Challenge
From the first line of the data below through the line bearing "import React from", reproduce each line exactly; do not include pictures.

— Begin Dataset section —

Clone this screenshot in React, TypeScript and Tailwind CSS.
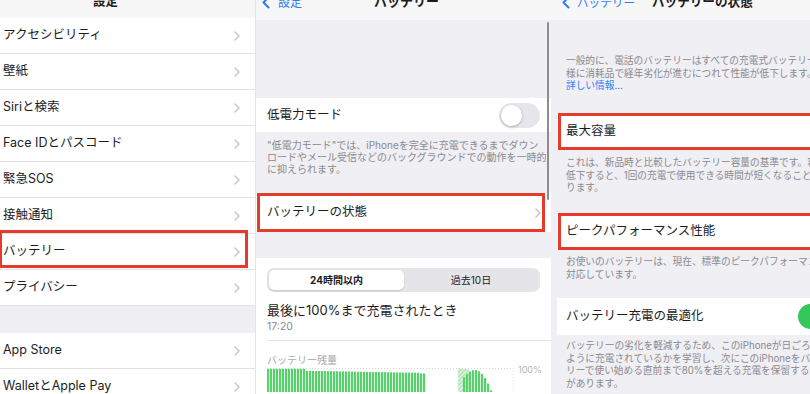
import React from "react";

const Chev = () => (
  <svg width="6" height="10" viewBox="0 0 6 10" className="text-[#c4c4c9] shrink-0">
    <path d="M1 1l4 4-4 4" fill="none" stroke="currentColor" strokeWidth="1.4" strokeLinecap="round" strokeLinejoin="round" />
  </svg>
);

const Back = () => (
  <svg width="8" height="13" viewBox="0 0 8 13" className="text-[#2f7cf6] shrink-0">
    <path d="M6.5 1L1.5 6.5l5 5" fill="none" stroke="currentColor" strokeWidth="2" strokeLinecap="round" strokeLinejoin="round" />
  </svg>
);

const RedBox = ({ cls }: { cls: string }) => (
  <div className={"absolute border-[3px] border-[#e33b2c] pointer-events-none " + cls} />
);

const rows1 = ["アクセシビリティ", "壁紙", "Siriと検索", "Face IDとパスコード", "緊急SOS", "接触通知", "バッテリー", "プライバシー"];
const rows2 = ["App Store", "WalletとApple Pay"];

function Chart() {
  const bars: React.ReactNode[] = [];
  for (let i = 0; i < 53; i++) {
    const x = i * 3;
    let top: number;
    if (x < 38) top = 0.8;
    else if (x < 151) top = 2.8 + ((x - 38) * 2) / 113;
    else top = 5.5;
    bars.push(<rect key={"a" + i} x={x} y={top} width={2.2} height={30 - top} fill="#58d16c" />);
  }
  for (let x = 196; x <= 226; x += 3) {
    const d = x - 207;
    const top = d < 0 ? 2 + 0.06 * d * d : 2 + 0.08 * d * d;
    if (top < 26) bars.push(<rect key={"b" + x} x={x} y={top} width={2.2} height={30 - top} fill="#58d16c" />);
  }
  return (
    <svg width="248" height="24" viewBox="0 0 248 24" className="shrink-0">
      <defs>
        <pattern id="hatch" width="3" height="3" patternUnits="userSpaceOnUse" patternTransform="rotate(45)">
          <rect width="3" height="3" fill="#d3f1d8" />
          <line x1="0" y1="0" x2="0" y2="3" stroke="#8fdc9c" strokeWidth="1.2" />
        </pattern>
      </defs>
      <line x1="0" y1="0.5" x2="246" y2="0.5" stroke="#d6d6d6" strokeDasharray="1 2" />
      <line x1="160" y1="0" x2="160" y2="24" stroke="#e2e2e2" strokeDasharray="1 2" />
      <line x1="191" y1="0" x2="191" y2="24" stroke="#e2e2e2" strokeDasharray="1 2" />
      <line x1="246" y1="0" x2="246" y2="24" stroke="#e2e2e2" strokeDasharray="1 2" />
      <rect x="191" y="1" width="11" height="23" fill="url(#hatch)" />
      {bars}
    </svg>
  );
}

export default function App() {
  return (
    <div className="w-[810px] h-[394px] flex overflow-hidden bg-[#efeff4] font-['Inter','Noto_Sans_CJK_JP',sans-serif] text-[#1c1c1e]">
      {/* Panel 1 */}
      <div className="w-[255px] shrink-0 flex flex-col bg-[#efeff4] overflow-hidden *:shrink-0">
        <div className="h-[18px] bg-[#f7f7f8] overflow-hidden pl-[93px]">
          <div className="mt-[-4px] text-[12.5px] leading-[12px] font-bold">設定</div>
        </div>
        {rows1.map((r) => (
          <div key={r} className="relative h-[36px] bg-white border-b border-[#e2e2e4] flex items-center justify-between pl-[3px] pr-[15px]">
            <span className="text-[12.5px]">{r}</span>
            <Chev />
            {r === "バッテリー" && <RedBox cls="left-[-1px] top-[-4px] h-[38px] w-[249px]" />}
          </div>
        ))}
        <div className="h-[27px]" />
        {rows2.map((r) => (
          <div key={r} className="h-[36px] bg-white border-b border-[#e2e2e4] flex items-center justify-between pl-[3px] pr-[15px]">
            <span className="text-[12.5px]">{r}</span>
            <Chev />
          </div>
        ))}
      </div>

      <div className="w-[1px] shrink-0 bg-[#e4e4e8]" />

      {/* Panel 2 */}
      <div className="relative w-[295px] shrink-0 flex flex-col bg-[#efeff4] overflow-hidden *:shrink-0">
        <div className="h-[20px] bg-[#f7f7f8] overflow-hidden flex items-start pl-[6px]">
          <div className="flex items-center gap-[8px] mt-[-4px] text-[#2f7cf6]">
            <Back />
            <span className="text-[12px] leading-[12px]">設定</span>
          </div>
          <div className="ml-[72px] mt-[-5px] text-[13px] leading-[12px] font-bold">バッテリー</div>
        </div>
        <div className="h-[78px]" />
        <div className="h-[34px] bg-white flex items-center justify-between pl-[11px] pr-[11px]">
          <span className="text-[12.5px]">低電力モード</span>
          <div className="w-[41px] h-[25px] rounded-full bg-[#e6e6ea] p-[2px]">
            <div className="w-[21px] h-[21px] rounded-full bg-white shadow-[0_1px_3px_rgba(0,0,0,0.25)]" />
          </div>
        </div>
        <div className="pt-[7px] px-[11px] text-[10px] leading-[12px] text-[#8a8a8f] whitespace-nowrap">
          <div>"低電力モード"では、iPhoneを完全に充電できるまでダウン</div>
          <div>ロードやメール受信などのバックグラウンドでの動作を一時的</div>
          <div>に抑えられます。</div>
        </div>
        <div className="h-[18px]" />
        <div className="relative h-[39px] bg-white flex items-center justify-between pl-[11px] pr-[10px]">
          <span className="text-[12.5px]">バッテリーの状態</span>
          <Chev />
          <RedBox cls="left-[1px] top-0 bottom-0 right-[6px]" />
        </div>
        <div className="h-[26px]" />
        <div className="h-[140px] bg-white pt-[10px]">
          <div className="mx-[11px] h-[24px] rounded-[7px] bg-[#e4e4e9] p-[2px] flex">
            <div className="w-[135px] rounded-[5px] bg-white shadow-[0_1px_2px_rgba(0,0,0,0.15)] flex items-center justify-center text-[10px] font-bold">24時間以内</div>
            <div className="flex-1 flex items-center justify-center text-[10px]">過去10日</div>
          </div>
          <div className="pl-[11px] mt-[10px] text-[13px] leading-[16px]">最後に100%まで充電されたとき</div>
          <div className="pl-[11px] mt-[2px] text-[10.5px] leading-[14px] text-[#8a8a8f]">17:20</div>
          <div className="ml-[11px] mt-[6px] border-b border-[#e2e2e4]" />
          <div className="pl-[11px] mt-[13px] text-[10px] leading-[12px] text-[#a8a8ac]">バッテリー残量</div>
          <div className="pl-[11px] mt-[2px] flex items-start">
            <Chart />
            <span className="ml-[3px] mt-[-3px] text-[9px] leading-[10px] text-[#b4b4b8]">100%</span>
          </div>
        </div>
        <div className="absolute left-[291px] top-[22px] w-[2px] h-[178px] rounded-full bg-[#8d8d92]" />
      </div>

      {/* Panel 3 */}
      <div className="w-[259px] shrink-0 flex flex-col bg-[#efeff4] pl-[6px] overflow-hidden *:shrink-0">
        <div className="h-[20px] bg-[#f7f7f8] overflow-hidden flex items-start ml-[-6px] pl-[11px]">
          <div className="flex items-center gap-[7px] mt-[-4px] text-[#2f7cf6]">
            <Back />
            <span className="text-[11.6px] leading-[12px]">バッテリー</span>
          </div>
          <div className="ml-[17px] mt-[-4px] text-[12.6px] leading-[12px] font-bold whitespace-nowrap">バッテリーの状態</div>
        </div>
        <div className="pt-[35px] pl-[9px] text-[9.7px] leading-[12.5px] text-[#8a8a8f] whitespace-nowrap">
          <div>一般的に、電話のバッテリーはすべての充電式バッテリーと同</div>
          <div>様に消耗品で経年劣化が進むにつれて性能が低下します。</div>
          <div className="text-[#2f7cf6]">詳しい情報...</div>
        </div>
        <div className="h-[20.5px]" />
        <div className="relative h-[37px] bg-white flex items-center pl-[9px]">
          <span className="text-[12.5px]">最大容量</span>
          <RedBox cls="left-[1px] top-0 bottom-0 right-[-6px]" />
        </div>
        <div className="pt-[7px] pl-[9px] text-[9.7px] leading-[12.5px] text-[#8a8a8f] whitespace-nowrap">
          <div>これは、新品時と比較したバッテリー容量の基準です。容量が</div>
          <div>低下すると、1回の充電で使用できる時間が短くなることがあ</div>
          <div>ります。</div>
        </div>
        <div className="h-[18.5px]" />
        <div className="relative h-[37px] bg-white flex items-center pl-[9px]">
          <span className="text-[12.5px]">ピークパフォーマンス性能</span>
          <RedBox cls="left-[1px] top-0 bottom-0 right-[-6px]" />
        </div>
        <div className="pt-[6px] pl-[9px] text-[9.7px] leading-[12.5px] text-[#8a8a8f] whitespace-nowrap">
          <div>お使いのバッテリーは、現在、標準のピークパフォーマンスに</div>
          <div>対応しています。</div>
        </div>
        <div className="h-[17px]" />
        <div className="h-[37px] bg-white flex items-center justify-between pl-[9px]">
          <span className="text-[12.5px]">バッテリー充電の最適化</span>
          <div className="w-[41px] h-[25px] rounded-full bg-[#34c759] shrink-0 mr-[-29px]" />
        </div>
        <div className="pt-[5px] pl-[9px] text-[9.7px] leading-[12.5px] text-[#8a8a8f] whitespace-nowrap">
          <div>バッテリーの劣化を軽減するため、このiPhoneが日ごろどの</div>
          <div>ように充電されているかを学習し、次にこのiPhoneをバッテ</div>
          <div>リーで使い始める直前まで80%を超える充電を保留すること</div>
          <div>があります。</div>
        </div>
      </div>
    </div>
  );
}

— End Dataset section —

Answer to the task
Clone this screenshot in React, TypeScript and Tailwind CSS.
import React from "react";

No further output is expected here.